My life has been shaped by the mental illnesses of people close to me, as well as my own struggles. My most recent projects have been about centering those stories in an effort to tell the people closest to me that I see them, and that I love them.

We sometimes like to act as if the stigmas that surround mental illnesses are things of the past. But even if there aren't angry townsfolk on the streets ringing bells and shouting "Shame, Shame" at you, sometimes one's own internal gatekeeper is more cruel than anyone else could ever be.

Too often, our own biases about mental illness are buried so deeply, we don't even realize that they're there. How many psychologist's offices, for example, are still in hole-in-the-wall buildings a few blocks from Main Street? With semi-hidden entrances so you can keep out of sight. Mine is like that.

The concept of needing to seek out help can feel utterly repellent - even to me, and I know better. There is no seeming failure more intimate, more embarrassing, more painful than losing the ability to regulate one's own mind.

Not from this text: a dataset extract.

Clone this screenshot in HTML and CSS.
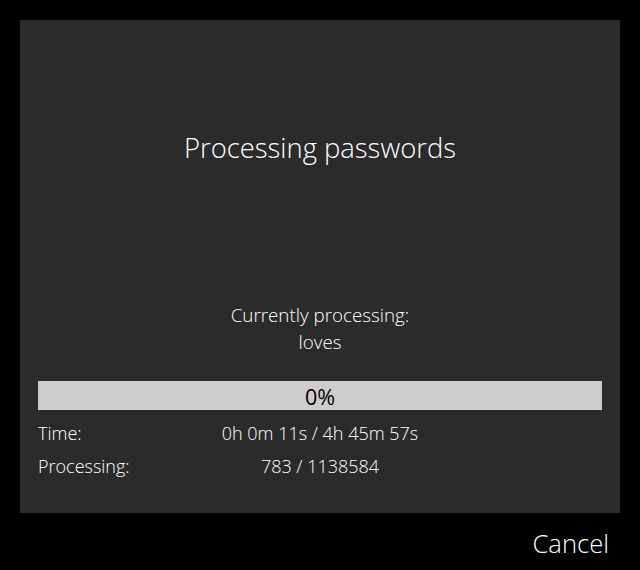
FILE: index.html
```html
<!DOCTYPE html>
<html>
<head>
<meta charset="utf-8">
<link rel="stylesheet" href="styles.css">
</head>
<body>
<div class="screen">
  <div class="panel">
    <h1 class="title">Processing passwords</h1>
    <div class="current">
      <div>Currently processing:</div>
      <div>loves</div>
    </div>
    <div class="bar"><span>0%</span></div>
    <div class="stats">
      <div class="row"><span class="label">Time:</span><span class="value">0h 0m 11s / 4h 45m 57s</span></div>
      <div class="row"><span class="label">Processing:</span><span class="value">783 / 1138584</span></div>
    </div>
  </div>
  <div class="footer"><span class="cancel">Cancel</span></div>
</div>
</body>
</html>
```

FILE: styles.css
```css
html, body {
  margin: 0;
  padding: 0;
  background: #000;
}
.screen {
  width: 640px;
  height: 570px;
  padding: 20px 20px 0 20px;
  box-sizing: border-box;
  font-family: "Open Sans", "Liberation Sans", sans-serif;
  font-weight: 300;
  color: #fff;
}
.panel {
  background: #2b2b2b;
  height: 493px;
  padding: 0 18px;
  box-sizing: border-box;
  display: flex;
  flex-direction: column;
}
.title {
  margin: 108px 0 0 0;
  font-size: 27.4px;
  font-weight: 300;
  line-height: 40px;
  text-align: center;
}
.current {
  margin-top: 134px;
  text-align: center;
  font-size: 18.8px;
  line-height: 27px;
}
.bar {
  margin-top: 25px;
  height: 29px;
  background: #cccccc;
  color: #000;
  font-size: 21.5px;
  font-weight: 400;
  display: flex;
  align-items: center;
  justify-content: center;
  line-height: 29px;
}
.bar span {
  padding-top: 2px;
}
.stats {
  margin-top: 10px;
  display: flex;
  flex-direction: column;
  gap: 6px;
}
.row {
  position: relative;
  font-size: 18px;
  line-height: 27px;
  text-align: center;
}
.row .label {
  position: absolute;
  left: 0;
  top: 0;
}
.footer {
  display: flex;
  justify-content: flex-end;
  padding: 12px 11px 0 0;
}
.cancel {
  font-size: 25.6px;
  line-height: 38px;
}
```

So you ignore it; you put on a mask and pretend everything is fine. And then, when it gets so bad you can barely breathe, you want to hole up in a cave and never come out again.

But that's not living. Sometimes, you need help, and that's okay.

Oakdale, 1959 is a film about how neither pretending everything is fine nor hiding away is a real long term solution. In fact, either can lead to some truly tragic consequences.